Streams are Redis’s answer to Kafka, but simpler. If you need event sourcing, audit logs, or reliable job processing and don’t want to run Kafka, Redis Streams are a solid choice.

Leaderboards and Counters

Redis sorted sets are perfect for leaderboards:

# Update user score
cache.zadd("game_leaderboard", {"user:12345": 8500})

# Get top 10 players
top_players = cache.zrevrange("game_leaderboard", 0, 9, withscores=True)
# [('user:67890', 9500.0), ('user:12345', 8500.0), ...]

# Get user rank
rank = cache.zrevrank("game_leaderboard", "user:12345")

This is dramatically faster than maintaining leaderboards in SQL:

-- SQL approach: slow on large tables
SELECT user_id, score,
       ROW_NUMBER() OVER (ORDER BY score DESC) as rank
FROM scores
ORDER BY score DESC
LIMIT 10;

For real-time leaderboards, counters, or anything that needs fast ranking/sorting, Redis sorted sets are hard to beat.

Distributed Locks (With Caution)

Redis can implement distributed locks:

def acquire_lock(lock_name, timeout=10):
    lock_key = f"lock:{lock_name}"
    identifier = str(uuid.uuid4())

    # Set if not exists, with expiration
    acquired = cache.set(lock_key, identifier, nx=True, ex=timeout)

    return identifier if acquired else None

def release_lock(lock_name, identifier):
    lock_key = f"lock:{lock_name}"

    # Only delete if we own the lock
    pipe = cache.pipeline(True)
    while True:
        try:
            pipe.watch(lock_key)
            if pipe.get(lock_key) == identifier:
                pipe.multi()
                pipe.delete(lock_key)
                pipe.execute()
                return True
            pipe.unwatch()
            return False
        except redis.WatchError:
            # Retry if modified
            pass

This works for:

  • Preventing duplicate jobs (ensure only one worker processes a task)
  • Coordinating distributed systems (leader election, resource allocation)
  • Avoiding race conditions (atomic counter increments, idempotency checks)

The catch: Redis locks aren’t perfect.
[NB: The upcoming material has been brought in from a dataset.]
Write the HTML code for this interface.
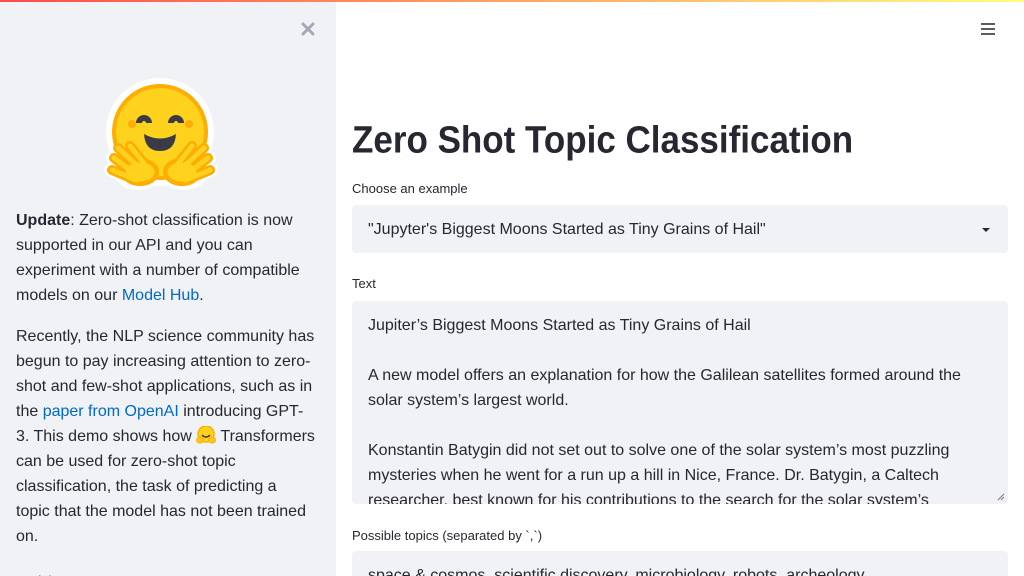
<!DOCTYPE html>
<html style="width:1024px;height:576px;overflow:hidden"><head><meta charset="utf-8"><style>
*{margin:0;padding:0;box-sizing:border-box}
body{width:1024px;height:576px;overflow:hidden;font-family:"Liberation Sans",sans-serif;color:#262730;background:#fff;position:relative}
.bar{position:absolute;top:0;left:0;width:1024px;height:2px;background:linear-gradient(90deg,#ff4b4b,#fffd80)}
.side{position:absolute;top:2px;left:0;width:336px;height:574px;background:#f0f2f6;overflow:hidden}
.st{position:absolute;left:16px;font-size:16px;line-height:25px;color:#262730;white-space:nowrap}
a{color:#0068c9;text-decoration:none}
.lbl{position:absolute;left:352px;font-size:13px;color:#262730}
.box{position:absolute;left:352px;width:656px;background:#f0f2f6;border-radius:4px}
.mt{position:absolute;left:368px;font-size:16px;line-height:25px;white-space:nowrap;color:#262730}
</style></head><body>
<div class="bar"></div>
<div class="side">
<svg style="position:absolute;left:301px;top:20px" width="14" height="14" viewBox="0 0 14 14"><path d="M2 2L12 12M12 2L2 12" stroke="#a3a8b4" stroke-width="3" stroke-linecap="round"/></svg>
<svg style="position:absolute;left:100px;top:76px" width="122" height="114" viewBox="0 0 122 114">
<g stroke="#fff" stroke-width="12" stroke-linecap="round" fill="#fff">
<circle cx="60" cy="54" r="48"/>
<path d="M12 80L40 100M10 92L38 104M16 70L42 94M28 68L46 90M110 80L82 100M112 92L84 104M106 70L80 94M94 68L76 90"/>
<ellipse cx="38" cy="94" rx="18" ry="12"/><ellipse cx="84" cy="94" rx="18" ry="12"/>
</g>
<circle cx="60" cy="54" r="46" fill="#ffd21e" stroke="#ffac03" stroke-width="4"/>
<circle cx="32" cy="46" r="4" fill="#ffac03"/><circle cx="89" cy="46" r="4" fill="#ffac03"/>
<path d="M39 45a5 5 0 0 1 10 0" stroke="#3a3b45" stroke-width="6" fill="none"/>
<path d="M71 45a5 5 0 0 1 10 0" stroke="#3a3b45" stroke-width="6" fill="none"/>
<path d="M44 56q16 9 32 0q-1 17-16 17t-16-17z" fill="#3a3b45"/>
<g stroke="#ffac03" stroke-width="10" stroke-linecap="round" fill="#ffac03">
<path d="M14 80L38 98M12 92L36 102M18 70L42 92M30 68L46 88"/>
<ellipse cx="40" cy="94" rx="14" ry="9"/>
<path d="M108 80L84 98M110 92L86 102M104 70L80 92M92 68L76 88"/>
<ellipse cx="82" cy="94" rx="14" ry="9"/>
</g>
<g stroke="#ffd21e" stroke-width="5" stroke-linecap="round" fill="#ffd21e">
<path d="M14 80L38 98M12 92L36 102M18 70L42 92M30 68L46 88"/>
<ellipse cx="40" cy="94" rx="12" ry="7"/>
<path d="M108 80L84 98M110 92L86 102M104 70L80 92M92 68L76 88"/>
<ellipse cx="82" cy="94" rx="12" ry="7"/>
</g>
</svg>
<div class="st" style="top:206px"><b>Update</b>: Zero-shot classification is now<br>supported in our API and you can<br>experiment with a number of compatible<br>models on our <a>Model Hub</a>.</div>
<div class="st" style="top:322px">Recently, the NLP science community has<br>begun to pay increasing attention to zero-<br>shot and few-shot applications, such as in<br>the <a>paper from OpenAI</a> introducing GPT-<br>3. This demo shows how <svg width="20" height="18" viewBox="0 0 20 18" style="vertical-align:-3px"><circle cx="10" cy="8" r="8" fill="#ffd21e" stroke="#ffac03" stroke-width="1.5"/><path d="M6 9q4 4 8 0" stroke="#3a3b45" stroke-width="1.5" fill="none"/><ellipse cx="4" cy="14" rx="3.5" ry="3" fill="#ffc81e" stroke="#ffac03"/><ellipse cx="16" cy="14" rx="3.5" ry="3" fill="#ffc81e" stroke="#ffac03"/></svg> Transformers<br>can be used for zero-shot topic<br>classification, the task of predicting a<br>topic that the model has not been trained<br>on.</div>
<div class="st" style="top:566px;font-size:13px">Model</div>
</div>
<svg style="position:absolute;left:980px;top:22px" width="16" height="14" viewBox="0 0 16 14"><path d="M1 2H15M1 7H15M1 12H15" stroke="#262730" stroke-width="1.6"/></svg>
<div style="position:absolute;left:352px;top:119px;font-size:35px;font-weight:bold;color:#262730;transform:scaleY(1.08);transform-origin:top left">Zero Shot Topic Classification</div>
<div class="lbl" style="top:181px">Choose an example</div>
<div class="box" style="top:205px;height:48px"></div>
<div class="mt" style="top:217px">"Jupyter's Biggest Moons Started as Tiny Grains of Hail"</div>
<svg style="position:absolute;left:981px;top:227px" width="10" height="6" viewBox="0 0 10 6"><path d="M1 1L5 5L9 1z" fill="#262730"/></svg>
<div class="lbl" style="top:276px">Text</div>
<div class="box" style="top:301px;height:203px;overflow:hidden">
<div class="mt" style="left:16px;top:12px">Jupiter’s Biggest Moons Started as Tiny Grains of Hail<br><br>A new model offers an explanation for how the Galilean satellites formed around the<br>solar system’s largest world.<br><br>Konstantin Batygin did not set out to solve one of the solar system’s most puzzling<br>mysteries when he went for a run up a hill in Nice, France. Dr. Batygin, a Caltech<br>researcher, best known for his contributions to the search for the solar system’s</div>
<svg style="position:absolute;right:3px;bottom:3px" width="8" height="8" viewBox="0 0 8 8"><path d="M7 1L1 7M7 4L4 7" stroke="#777" stroke-width="1"/></svg>
</div>
<div class="lbl" style="top:528px">Possible topics (separated by `,`)</div>
<div class="box" style="top:551px;height:25px;border-radius:4px 4px 0 0"></div>
<div class="mt" style="top:563px">space &amp; cosmos, scientific discovery, microbiology, robots, archeology</div>
</body></html>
In network partition scenarios or Redis failover events, you can lose locks or acquire duplicate locks. For truly critical locking (financial transactions, inventory management), use a proper distributed lock service like Redlock or etcd.

Pub/Sub for Real-Time Notifications

Redis pub/sub is great for broadcasting messages to multiple subscribers:

# Publisher
cache.publish("notifications", json.dumps({
    "type": "new_message",
    "user_id": 12345,
    "message": "Hello!"
}))

# Subscriber
pubsub = cache.pubsub()
pubsub.subscribe("notifications")

for message in pubsub.listen():
    if message['type'] == 'message':
        data = json.loads(message['data'])
        handle_notification(data)

This works for:

  • Real-time dashboards (push updates to connected clients)
  • Chat applications (broadcast messages to rooms)
  • Cache invalidation (notify all servers to clear a cache entry)
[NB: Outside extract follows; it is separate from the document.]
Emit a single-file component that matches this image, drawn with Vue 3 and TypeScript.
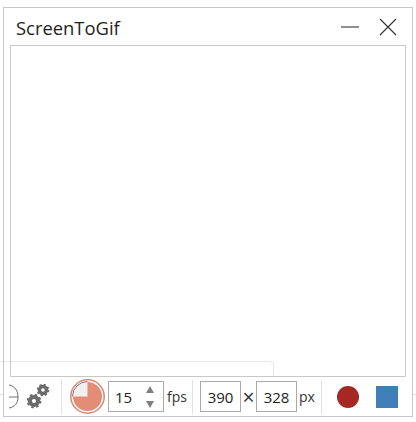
<template>
  <div class="page">
    <div class="behind-card" />
    <div class="behind-line" />
    <section class="window">
      <header class="title-bar">
        <h1 class="title">ScreenToGif</h1>
        <div class="window-buttons">
          <svg width="18" height="18" viewBox="0 0 18 18"><path d="M0 9H18" stroke="#6a6a6a" stroke-width="1.5" /></svg>
          <svg width="18" height="18" viewBox="0 0 18 18"><path d="M1 1L17 17M17 1L1 17" stroke="#333" stroke-width="1.1" fill="none" /></svg>
        </div>
      </header>
      <div class="capture-frame" />
      <footer class="toolbar">
        <div class="tool-group first">
          <svg width="12" height="25" viewBox="0 0 12 25">
            <path d="M1 1C7 2 10 7 10 13C10 19 7 23 1 24M1 13H10" stroke="#6e6e6e" stroke-width="1" fill="none" />
          </svg>
          <svg class="gears" width="24" height="25" viewBox="0 0 24 25">
            <g fill="none" stroke="#6b6b6b">
              <circle cx="7" cy="17" r="4.1" stroke-width="4" />
              <circle cx="7" cy="17" r="6.2" stroke-width="2.2" stroke-dasharray="2.43 2.44" />
              <circle cx="16" cy="6" r="3.5" stroke-width="3.4" />
              <circle cx="16" cy="6" r="5.3" stroke-width="2" stroke-dasharray="2.08 2.08" />
            </g>
          </svg>
        </div>
        <div class="tool-group fps">
          <svg class="timer" width="35" height="35" viewBox="0 0 35 35">
            <circle cx="17.5" cy="17.5" r="16.7" fill="#fff" stroke="#e08a76" stroke-width="1.6" />
            <circle cx="17.5" cy="17.5" r="14.6" fill="#f0f0f0" />
            <path d="M17.5 17.5V3A14.5 14.5 0 1 1 3 17.5Z" fill="#e38c76" />
            <path d="M2.5 17.5A15 15 0 0 1 17.5 2.5" stroke="#777" stroke-width="1" fill="none" />
          </svg>
          <div class="input fps-input">
            <span>15</span>
            <span class="spinner">
              <i class="arrow up" />
              <i class="arrow down" />
            </span>
          </div>
          <span class="unit">fps</span>
        </div>
        <div class="tool-group size">
          <div class="input size-input">390</div>
          <span class="times">×</span>
          <div class="input size-input">328</div>
          <span class="unit px">px</span>
        </div>
        <div class="tool-group actions">
          <span class="record" />
          <span class="stop" />
        </div>
      </footer>
    </section>
  </div>
</template>

<script setup lang="ts">
</script>

<style>
html,
body {
  margin: 0;
  background: #fff;
  overflow: hidden;
}
</style>

<style scoped>
.page {
  position: relative;
  box-sizing: border-box;
  width: 416px;
  height: 422px;
  padding: 7px 3px 5px;
  background: #fff;
  font-family: "Open Sans", "Noto Sans", sans-serif;
  color: #222;
}

/* page content showing through the transparent recorder window */
.behind-card {
  position: absolute;
  left: 0;
  top: 361px;
  width: 274px;
  height: 20px;
  box-sizing: border-box;
  border: 1px solid #e6e6e6;
  border-left: 0;
  border-bottom: 0;
  border-radius: 0 5px 0 0;
}

.behind-line {
  position: absolute;
  left: 0;
  top: 394px;
  width: 416px;
  height: 1px;
  background: #dedede;
}

.window {
  position: relative;
  display: flex;
  flex-direction: column;
  box-sizing: border-box;
  width: 410px;
  height: 410px;
  border: 1px solid #c8c8c8;
  padding: 0 6px;
}

.title-bar {
  display: flex;
  align-items: center;
  justify-content: space-between;
  height: 37px;
  flex-shrink: 0;
  background: #fff;
  margin: 0 -6px;
  padding: 0 6px;
}

.title {
  margin: 2px 0 0 6px;
  font-size: 18.4px;
  font-weight: 400;
  color: #1e1e1e;
}

.window-buttons {
  display: flex;
  gap: 20px;
  margin-right: 9px;
}

.capture-frame {
  height: 332px;
  border: 1px solid #c8c8c8;
  box-sizing: border-box;
  flex-shrink: 0;
}

.toolbar {
  display: flex;
  align-items: center;
  flex: 1;
  margin: 0 -6px;
  background: #fff;
}

.tool-group {
  display: flex;
  align-items: center;
  box-sizing: border-box;
  height: 34px;
  border-right: 1px solid #e2e2e2;
}

.first {
  width: 58px;
  padding-left: 4px;
}

.gears {
  margin-left: 7px;
}

.fps {
  width: 131px;
  padding-left: 8px;
}

.timer {
  flex-shrink: 0;
}

.input {
  box-sizing: border-box;
  display: flex;
  align-items: center;
  height: 31px;
  border: 1px solid #aaa;
  background: #fff;
  font-size: 15px;
  color: #222;
}

.fps-input {
  justify-content: space-between;
  width: 56px;
  margin-left: 3px;
  padding: 0 9px 0 6px;
}

.spinner {
  display: flex;
  flex-direction: column;
  gap: 8px;
}

.arrow {
  display: block;
  width: 0;
  height: 0;
  border-left: 4.5px solid transparent;
  border-right: 4.5px solid transparent;
}

.arrow.up {
  border-bottom: 7px solid #808080;
}

.arrow.down {
  border-top: 7px solid #808080;
}

.unit {
  margin-left: 3px;
  font-size: 14px;
  color: #333;
}

.size {
  width: 129px;
  padding-left: 7px;
}

.size-input {
  justify-content: center;
  width: 41px;
}

.times {
  width: 15px;
  text-align: center;
  font-size: 21px;
  line-height: 18px;
  color: #333;
}

.px {
  margin-left: 2px;
}

.actions {
  border-right: 0;
  gap: 17px;
  padding-left: 15px;
  padding-top: 1px;
}

.record {
  width: 22px;
  height: 22px;
  border-radius: 50%;
  background: #a52822;
}

.stop {
  width: 22px;
  height: 22px;
  background: #3f7eb8;
}
</style>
The limitation: pub/sub messages aren’t persisted. If a subscriber is offline, it misses the message. For guaranteed delivery, use Redis Streams instead.

When NOT to Use Redis

Redis is not a replacement for:

Your primary database. Redis is in-memory. If it crashes, you lose data. Even with persistence enabled (RDB snapshots or AOF logs), you can lose seconds or minutes of data. Use PostgreSQL, MySQL, or another durable database for data you can’t afford to lose.
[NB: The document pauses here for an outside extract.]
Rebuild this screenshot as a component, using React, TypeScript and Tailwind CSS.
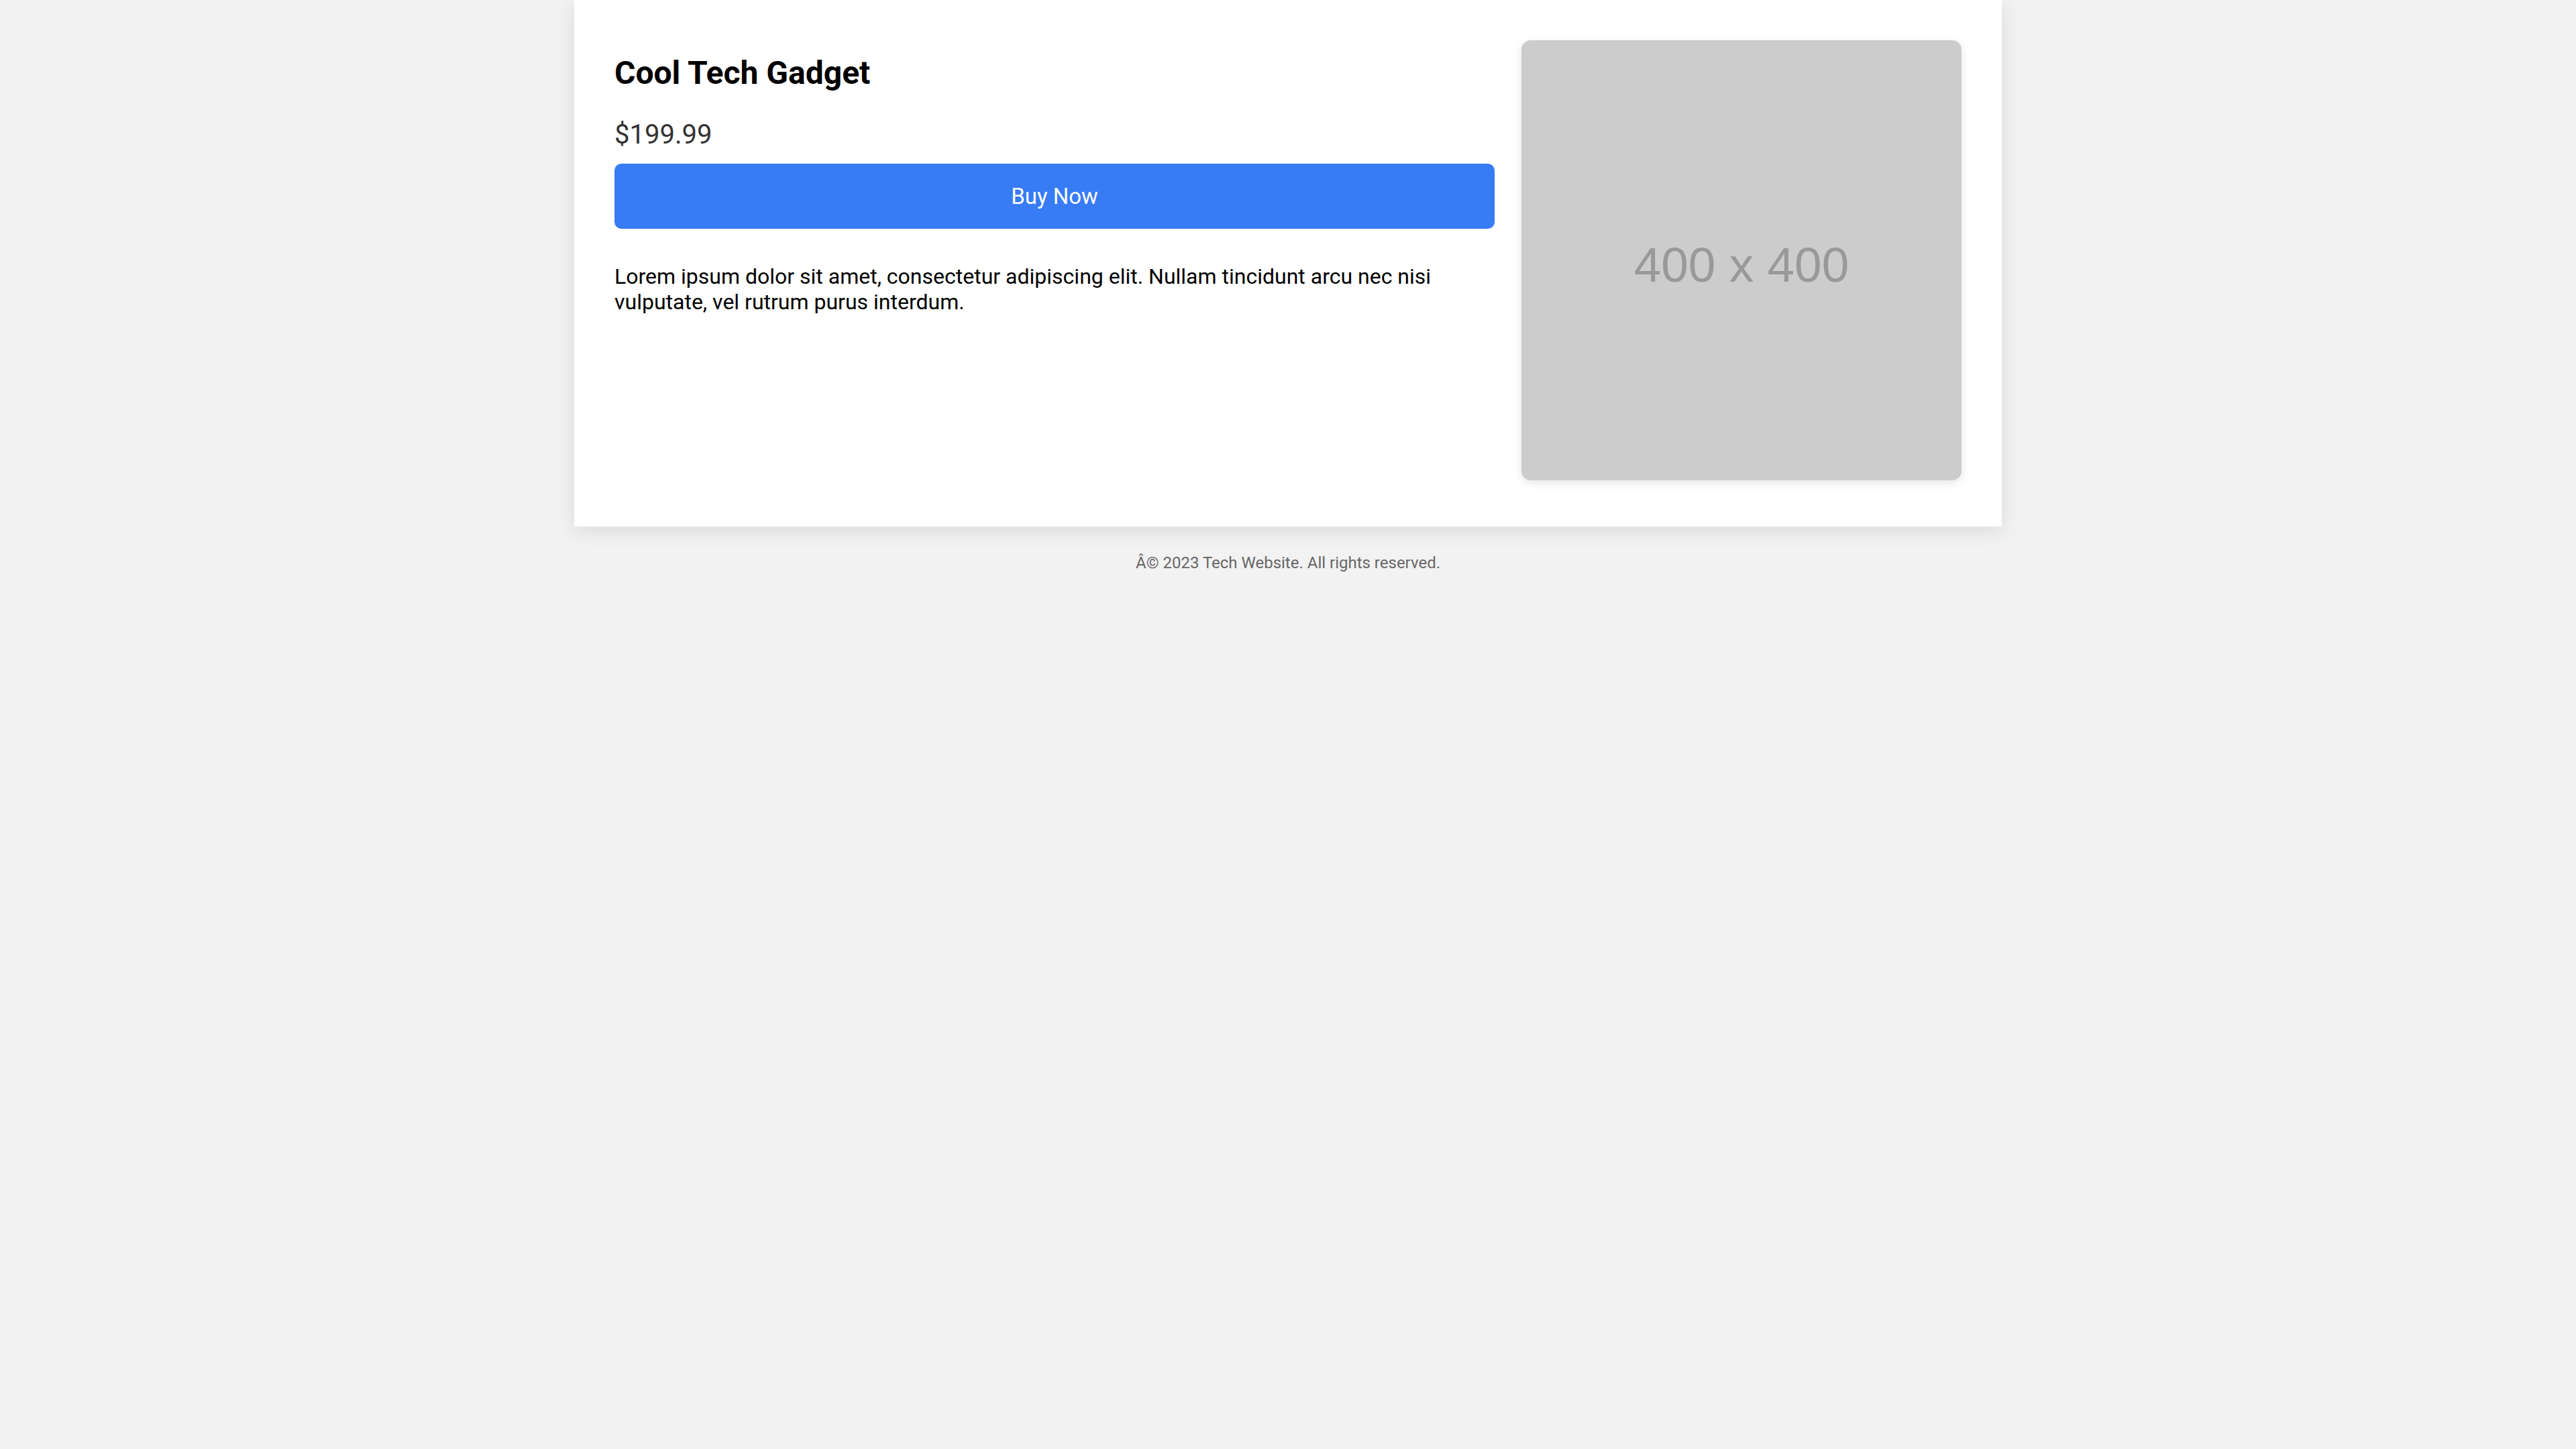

Complex queries. Redis doesn’t have joins, aggregations, or a query planner. If you’re doing SELECT ... JOIN ... WHERE ... GROUP BY, stick with SQL.

Data larger than RAM. Redis stores everything in memory. If your dataset is 500GB and you have 32GB of RAM, Redis won’t work. Use a disk-based database.

Long-term storage. Redis is designed for fast access to recent data, not archival storage. For historical logs, analytics data, or anything you need to keep for years, use S3, a data warehouse, or a time-series database.

What We Actually Use

For most projects, we use Redis for:

  • Caching (API responses, expensive queries, rendered HTML fragments)
  • Session storage (with Redis Sentinel for high availability)
  • Rate limiting (API throttling, login attempt tracking)
  • Background job queues (non-critical jobs using Redis Streams)
  • Real-time features (leaderboards, counters, presence detection)

We don’t use Redis for:

  • Primary data storage (use PostgreSQL)
  • Critical job queues that can’t lose data (use SQS or RabbitMQ)
  • Analytics or reporting (use a data warehouse)
  • Long-term log storage (use S3 or Elasticsearch)

Redis is an incredible tool when used for the right problems. The key is understanding that it’s fast and flexible, but not durable or queryable like a traditional database. Treat it as a layer that enhances your architecture, not as a replacement for proven data storage solutions.